Key files should have seperate columns, for each feeding and habitat guild with names that match the different feeding and habitat guilds in the species list. The entries in each column should be a column name associated with that guild.
It is critical that the column names in the key files and the different habitat/feeding guild names in the species key are identical (remember: ‘Pelagic’ and ‘Pelagic’ are technically two different character strings in R) or else they will not be matched correctly.
Fisheries Data
This workflow is designed to accept both fisheries independent and dependent data sources. Data standardization functions have the ability to pull NEFSC survey (using survdat) and observer data using ROracle, but can also accept CSV files. CSV files will need records of all efforts, regardless of if the target species is collected or not, to correctly document absences and have a time column that can be converted with the POSIXct function.
Environmental Data
Functions are provided to pull hindcast or forecast data from MOM6 models via the CEFI portal. Other environmental data can be supplied, but should be on regular grids and are ideally netcdf files that can be read using raster if fisheries presence/absence rasters are desired on the same grid.
Directory
This R package is designed to work within a single working directory with folders for the Exposure and SDM results. To use the wrapper functions provided, the working directory should include a folder for each target species, a Data folder, and a logs folder. Key files can be added to the SDM working directory.

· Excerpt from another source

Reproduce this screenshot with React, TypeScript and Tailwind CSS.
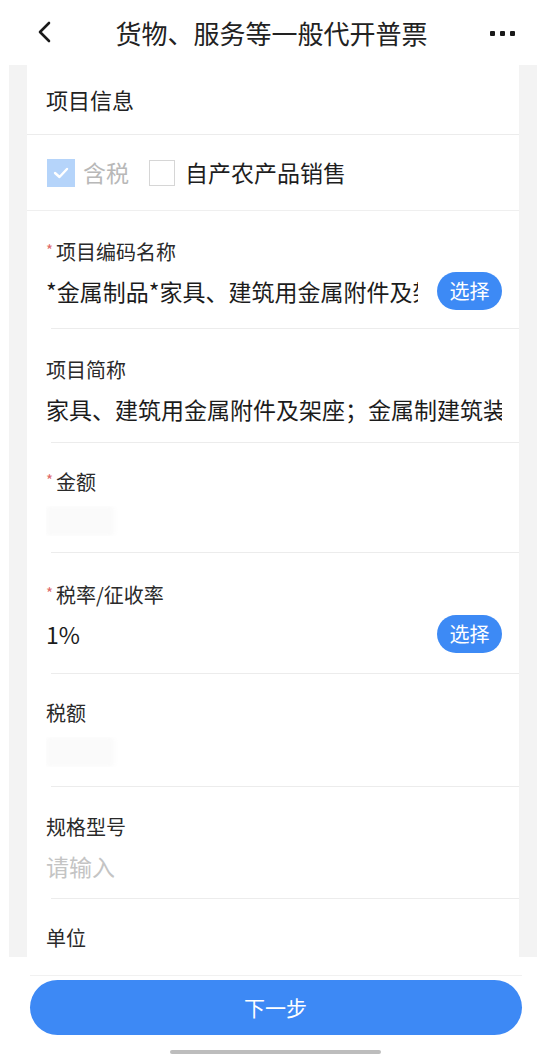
import React from "react";

type Row = {
  label: string;
  required?: boolean;
  value?: string;
  placeholder?: string;
  blurred?: boolean;
  select?: boolean;
  height: string;
  pad: string;
};

const rows: Row[] = [
  { label: "项目编码名称", required: true, value: "*金属制品*家具、建筑用金属附件及架座；金属制建筑装饰", select: true, height: "h-[118px]", pad: "pt-[27px]" },
  { label: "项目简称", value: "家具、建筑用金属附件及架座；金属制建筑装饰", height: "h-[114px]", pad: "pt-[27px]" },
  { label: "金额", required: true, blurred: true, height: "h-[110px]", pad: "pt-[25px]" },
  { label: "税率/征收率", required: true, value: "1%", select: true, height: "h-[121px]", pad: "pt-[28px]" },
  { label: "税额", blurred: true, height: "h-[113px]", pad: "pt-[25px]" },
  { label: "规格型号", placeholder: "请输入", height: "h-[112px]", pad: "pt-[26px]" },
  { label: "单位", height: "h-[112px]", pad: "pt-[25px]" },
];

function FieldRow({ row, last }: { row: Row; last: boolean }) {
  return (
    <div className={`${row.height} flex flex-col ${last ? "" : "border-b border-[#ececec]"} ml-[24px]`}>
      <div className={`${row.pad} -ml-[24px] pl-[19px] flex flex-col`}>
        <div className="flex items-center h-[28px] text-[20px] text-[#2a2a2a]">
          {row.required && <span className="text-[#e06a6a] text-[15px] mr-[3px] -mt-[4px]">*</span>}
          <span>{row.label}</span>
        </div>
        <div className="mt-[6px] h-[38px] flex items-center pr-[17px]">
          <div className="flex-1 min-w-0 overflow-hidden whitespace-nowrap text-[23px] text-[#1c1c1c]">
            {row.value && <span>{row.value}</span>}
            {row.placeholder && <span className="text-[#c4c4c4]">{row.placeholder}</span>}
            {row.blurred && (
              <div className="w-[68px] h-[30px] rounded-sm bg-[#fafafa] blur-[2px]" />
            )}
          </div>
          {row.select && (
            <button className="ml-[19px] w-[65px] h-[38px] rounded-full bg-[#3d8af5] text-white text-[20px] shrink-0">
              选择
            </button>
          )}
        </div>
      </div>
    </div>
  );
}

export default function App() {
  return (
    <div className="w-[551px] h-[1058px] bg-white flex flex-col overflow-hidden font-['Noto_Sans_CJK_SC','Noto_Sans',sans-serif]">
      {/* header */}
      <div className="h-[65px] shrink-0 flex items-center pl-[37px] pr-[36px]">
        <svg width="16" height="22" viewBox="0 0 16 22" className="-mt-[2px] shrink-0">
          <path d="M12 2 L3 11 L12 20" fill="none" stroke="#1a1a1a" strokeWidth="2.6" strokeLinecap="round" strokeLinejoin="round" />
        </svg>
        <div className="flex-1 text-center text-[26px] text-[#222] leading-none">货物、服务等一般代开普票</div>
        <div className="flex items-center gap-[5px] mt-[2px] shrink-0">
          <span className="w-[5px] h-[5px] rounded-[1px] bg-[#1a1a1a]" />
          <span className="w-[5px] h-[5px] rounded-[1px] bg-[#1a1a1a]" />
          <span className="w-[5px] h-[5px] rounded-[1px] bg-[#1a1a1a]" />
        </div>
      </div>

      {/* content */}
      <div className="h-[892px] shrink-0 ml-[9px] mr-[14px] bg-[#f3f3f3] px-[18px] overflow-hidden">
        <div className="bg-white">
          <div className="h-[70px] flex items-center pl-[19px] text-[22px] text-[#222] border-b border-[#ececec]">
            项目信息
          </div>
          <div className="h-[76px] flex items-center pl-[20px] border-b border-[#efefef]">
            <div className="w-[28px] h-[28px] bg-[#b5d4fa] flex items-center justify-center">
              <svg width="18" height="14" viewBox="0 0 18 14">
                <path d="M3 7 L7.5 11 L15 3" fill="none" stroke="white" strokeWidth="2.4" strokeLinecap="round" strokeLinejoin="round" />
              </svg>
            </div>
            <span className="ml-[8px] text-[23px] text-[#b8b8b8]">含税</span>
            <div className="ml-[20px] w-[26px] h-[26px] border-[1.5px] border-[#d6d6d6]" />
            <span className="ml-[10px] text-[23px] text-[#1e1e1e]">自产农产品销售</span>
          </div>
          {rows.map((r, i) => (
            <FieldRow key={r.label} row={r} last={i === rows.length - 1} />
          ))}
        </div>
      </div>

      {/* bottom bar */}
      <div className="flex-1 flex flex-col items-center">
        <div className="w-[492px] mt-[18px] border-t border-[#f1f1f1]" />
        <button className="mt-[4px] w-[492px] h-[55px] rounded-full bg-[#3d89f5] text-white text-[21px]">
          下一步
        </button>
        <div className="mt-[15px] w-[211px] h-[4px] rounded-full bg-[#bdbdbd]" />
      </div>
    </div>
  );
}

Within the SDM directory, the Data subdirectory should have subfolders for csv and MOM6 (or other environmental) data, as well as an object containing a list of static environmental covariates (bathymetry, distance to shore, etc). The CSV folder should contain raw and standardized subfolders to hold the raw csv files from different data sources, and their standardized counterparts from the standardize_data function. The MOM6 data should contain the raw, averaged, standard deviation, and normalized outputs from the MOM6 functions. Each species folder should contain three subfolders: 1) input_rasters, 2) model_output, and 3) output_rasters. The input_rasters folder contains all the individual rasters from each data source and the combined raster. The output_rasters folder contains all the predicted rasters from each model and the final ensemble model. The model_output folder contains the following folders: 1) models, 2) cvs, 3) preds, 4) eval_metrics, and 5) importance. Each of these folders will contain the output from their respective functions for each model component, and as necessary, the ensemble model.
The Exposure directory has a similar structure to the SDM directory, where each species specific folder contains seperate folders for Data and Figures. It is recommended that you use seperate subfolders within each of these if you are calculating exposure across multiple time frames to keep them seperate. The RawExposure folder contains the raw and ranked exposure data and figures.